Girl defective by Simmone Howell
Pan Macmillan, 2013. ISBN
(Age: 15+) Highly recommended. Sky Martin is a 15 year old girl.
Life is tough. Her mother has left the family and gone to Japan, her
brother Gully wears a pig mask all the time and her father has
a dusty record shop and likes beer a bit too much. When someone
throws a brick through the shop window, Gully is determined to
investigate, but there is also the mystery of the girl who drowned
in the St Kilda canal, and Sky becomes obsessed with that. Then
there is the puzzle of the connection that the new boy Luke, who has
just started working at the store, seems to have to the dead girl.
Her wild friend Nancy takes up with a local boy band leader and
leads Sky into some of the underbelly of the city where bands play
and sex and drugs are available.
Sky is a girl who is trying to find her place in the world and I
became totally involved with her life, her infatuations and her
fears. Redolent with the atmosphere of St Kilda, Sky bumbles her way
through life trying to keep the family store afloat, looking after
her strange little brother and investigating the death of the girl
whose crying face has been stencilled around the suburb.
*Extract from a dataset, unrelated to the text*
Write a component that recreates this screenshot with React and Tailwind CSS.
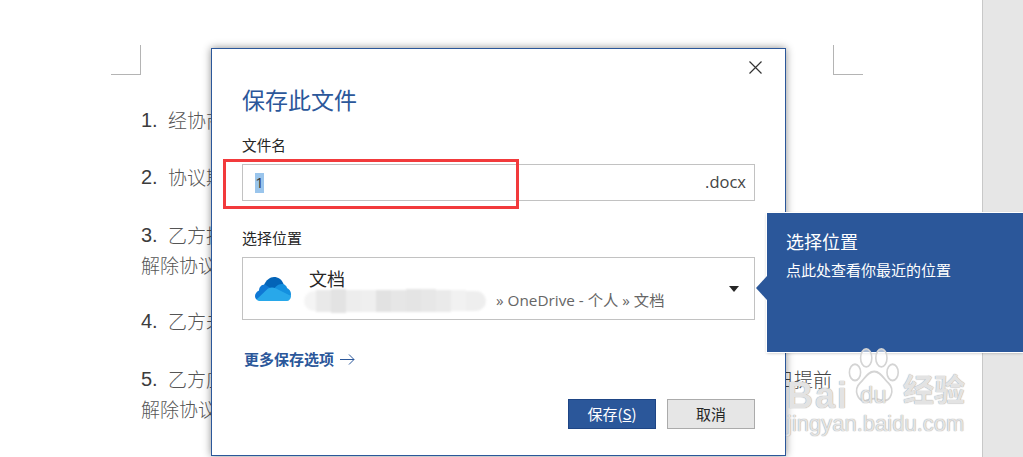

Told in the first person by Sky, the language sings of life in St
Kilda, with all its quirkiness, the trample of developers and the
violence of fangirls who are in love with the boy singer. Threading
its way through is the music that Sky's father collects in his
record shop and the rock music of the underground.
Its themes of loneliness, single parent families, mental health and
alcoholism, are all serious ones, but Howell manages to touch on
them with a light hand that allows the reader to feel empathy for
the characters and cheer for Sky as she comes into her own.